Conventional life cycle assessments (LCAs) of cement production typically provide static embodied carbon inventories that offer limited insight into how emissions respond to changes in key process parameters. This limitation is particularly acute in data-scarce regions, where reliance on generic databases can misrepresent both emission intensities and mitigation priorities. This study aims to develop and validate a plant-level, predictive framework for embodied carbon assessment in cement production, and to identify the dominant process drivers of embodied carbon at the plant level.

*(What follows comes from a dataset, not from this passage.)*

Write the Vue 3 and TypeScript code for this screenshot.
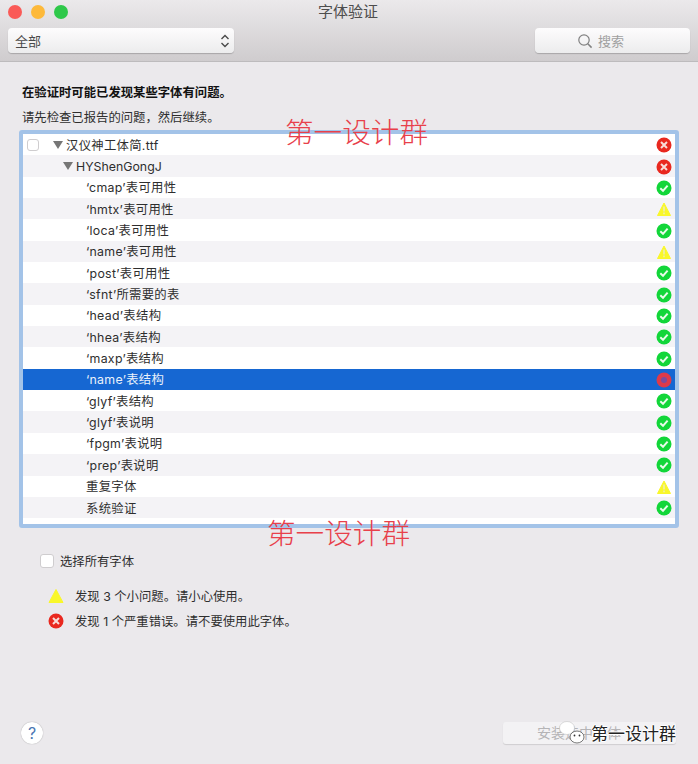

A hybrid framework integrating process-based LCA with targeted statistical modelling is developed under cradle-to-gate system boundaries (A1–A3). Primary plant-level data were obtained through a structured questionnaire-based survey of a cement plant in Qatar, covering five operational years (2020–2024). The approach distinguishes between chemistry-driven calcination emissions, modelled using multiple linear regression performed in IBM SPSS Statistics (v.25), and deterministic activity-based components, represented through governing equations. A one-at-a-time (±10%) sensitivity analysis was used to rank the influence of key parameters. The framework is applied to, and validated against, primary operational data from a cement plant in Qatar.
The framework yields an embodied carbon intensity of 652 kg CO2e per tonne of Ordinary Portland cement (OPC) for the case-study plant (cradle-to-gate, A1–A3), with calcination dominating (81%), followed by fuel combustion (12%) and electricity (5%). Sensitivity analysis confirms the clinker-to-cement ratio and CaO content as the strongest decarbonisation levers: a 10% clinker-ratio reduction yields approximately 62 kg CO2e per tonne. Statistical models (R² > 0.9) validate the predictive equations and confirm the framework’s ability to generate decision-ready emission curves for clinker substitution, fuel switching and grid decarbonisation scenarios. The Qatar benchmark sits in the lower-mid range of international OPC values, attributable to natural-gas firing and moderate electricity intensity. To the authors’ knowledge this is the first published plant-level OPC embodied carbon value for Qatar and the wider Gulf Cooperation Council region.
The study advances cement embodied carbon assessment by transforming static LCA inventories into predictive, scenario-ready relationships using a plant-level hybrid framework. The methodology is transferable to other data-scarce cement production contexts and provides a decision-oriented basis for embodied carbon benchmarking and decarbonisation policy development.